__SUPPLIED INFORMATION__:
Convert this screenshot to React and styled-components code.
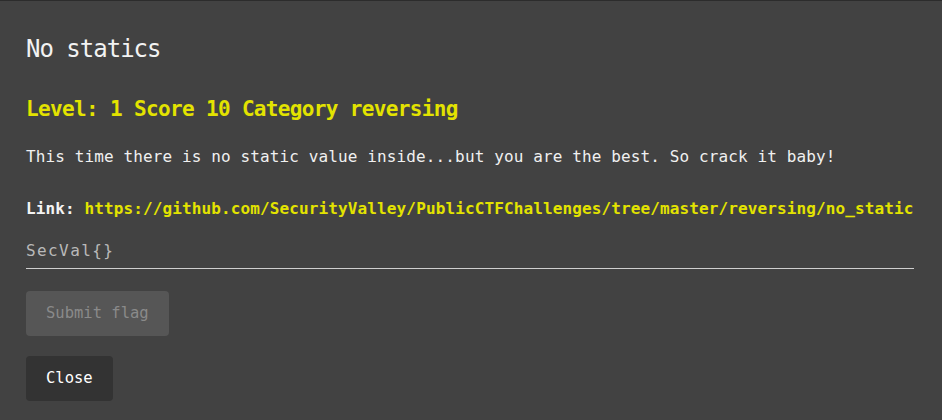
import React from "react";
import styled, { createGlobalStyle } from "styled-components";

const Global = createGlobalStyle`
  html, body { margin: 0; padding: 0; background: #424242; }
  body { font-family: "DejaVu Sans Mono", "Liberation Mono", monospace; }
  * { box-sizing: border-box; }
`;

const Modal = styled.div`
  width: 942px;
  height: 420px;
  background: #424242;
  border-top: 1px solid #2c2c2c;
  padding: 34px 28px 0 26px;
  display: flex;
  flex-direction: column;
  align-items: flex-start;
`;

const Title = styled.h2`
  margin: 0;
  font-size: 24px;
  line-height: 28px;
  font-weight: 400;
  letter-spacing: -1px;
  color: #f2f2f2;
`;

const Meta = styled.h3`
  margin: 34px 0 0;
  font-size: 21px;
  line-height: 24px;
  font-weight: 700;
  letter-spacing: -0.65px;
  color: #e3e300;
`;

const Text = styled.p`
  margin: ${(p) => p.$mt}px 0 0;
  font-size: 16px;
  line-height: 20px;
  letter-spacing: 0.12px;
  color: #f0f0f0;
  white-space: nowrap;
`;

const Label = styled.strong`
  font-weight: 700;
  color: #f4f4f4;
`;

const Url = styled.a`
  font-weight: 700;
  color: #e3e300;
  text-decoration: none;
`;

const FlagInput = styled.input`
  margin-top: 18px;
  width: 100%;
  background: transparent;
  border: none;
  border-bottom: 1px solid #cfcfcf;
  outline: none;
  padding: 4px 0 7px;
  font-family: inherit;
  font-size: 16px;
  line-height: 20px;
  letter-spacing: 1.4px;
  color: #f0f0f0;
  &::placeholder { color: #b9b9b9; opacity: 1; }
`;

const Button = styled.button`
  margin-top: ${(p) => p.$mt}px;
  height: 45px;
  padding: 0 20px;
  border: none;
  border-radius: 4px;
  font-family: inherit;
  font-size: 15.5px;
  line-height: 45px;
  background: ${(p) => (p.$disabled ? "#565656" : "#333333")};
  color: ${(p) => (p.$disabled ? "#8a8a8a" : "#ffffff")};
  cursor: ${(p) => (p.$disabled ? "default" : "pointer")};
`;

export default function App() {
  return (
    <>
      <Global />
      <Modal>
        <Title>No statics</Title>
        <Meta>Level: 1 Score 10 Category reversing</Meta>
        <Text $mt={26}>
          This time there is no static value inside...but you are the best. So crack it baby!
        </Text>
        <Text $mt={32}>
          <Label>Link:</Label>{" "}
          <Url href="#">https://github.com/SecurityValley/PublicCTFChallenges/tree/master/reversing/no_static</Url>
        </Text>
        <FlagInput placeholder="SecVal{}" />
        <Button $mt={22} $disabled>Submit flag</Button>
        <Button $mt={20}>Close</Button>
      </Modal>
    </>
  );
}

__BRIEF__:
Copy out all of the material exactly as written, without its pictures.

__SOLUTION FOR THIS EXERCISE__:
Convert this screenshot to React and styled-components code.
import React from "react";
import styled, { createGlobalStyle } from "styled-components";

const Global = createGlobalStyle`
  html, body { margin: 0; padding: 0; background: #424242; }
  body { font-family: "DejaVu Sans Mono", "Liberation Mono", monospace; }
  * { box-sizing: border-box; }
`;

const Modal = styled.div`
  width: 942px;
  height: 420px;
  background: #424242;
  border-top: 1px solid #2c2c2c;
  padding: 34px 28px 0 26px;
  display: flex;
  flex-direction: column;
  align-items: flex-start;
`;

const Title = styled.h2`
  margin: 0;
  font-size: 24px;
  line-height: 28px;
  font-weight: 400;
  letter-spacing: -1px;
  color: #f2f2f2;
`;

const Meta = styled.h3`
  margin: 34px 0 0;
  font-size: 21px;
  line-height: 24px;
  font-weight: 700;
  letter-spacing: -0.65px;
  color: #e3e300;
`;

const Text = styled.p`
  margin: ${(p) => p.$mt}px 0 0;
  font-size: 16px;
  line-height: 20px;
  letter-spacing: 0.12px;
  color: #f0f0f0;
  white-space: nowrap;
`;

const Label = styled.strong`
  font-weight: 700;
  color: #f4f4f4;
`;

const Url = styled.a`
  font-weight: 700;
  color: #e3e300;
  text-decoration: none;
`;

const FlagInput = styled.input`
  margin-top: 18px;
  width: 100%;
  background: transparent;
  border: none;
  border-bottom: 1px solid #cfcfcf;
  outline: none;
  padding: 4px 0 7px;
  font-family: inherit;
  font-size: 16px;
  line-height: 20px;
  letter-spacing: 1.4px;
  color: #f0f0f0;
  &::placeholder { color: #b9b9b9; opacity: 1; }
`;

const Button = styled.button`
  margin-top: ${(p) => p.$mt}px;
  height: 45px;
  padding: 0 20px;
  border: none;
  border-radius: 4px;
  font-family: inherit;
  font-size: 15.5px;
  line-height: 45px;
  background: ${(p) => (p.$disabled ? "#565656" : "#333333")};
  color: ${(p) => (p.$disabled ? "#8a8a8a" : "#ffffff")};
  cursor: ${(p) => (p.$disabled ? "default" : "pointer")};
`;

export default function App() {
  return (
    <>
      <Global />
      <Modal>
        <Title>No statics</Title>
        <Meta>Level: 1 Score 10 Category reversing</Meta>
        <Text $mt={26}>
          This time there is no static value inside...but you are the best. So crack it baby!
        </Text>
        <Text $mt={32}>
          <Label>Link:</Label>{" "}
          <Url href="#">https://github.com/SecurityValley/PublicCTFChallenges/tree/master/reversing/no_static</Url>
        </Text>
        <FlagInput placeholder="SecVal{}" />
        <Button $mt={22} $disabled>Submit flag</Button>
        <Button $mt={20}>Close</Button>
      </Modal>
    </>
  );
}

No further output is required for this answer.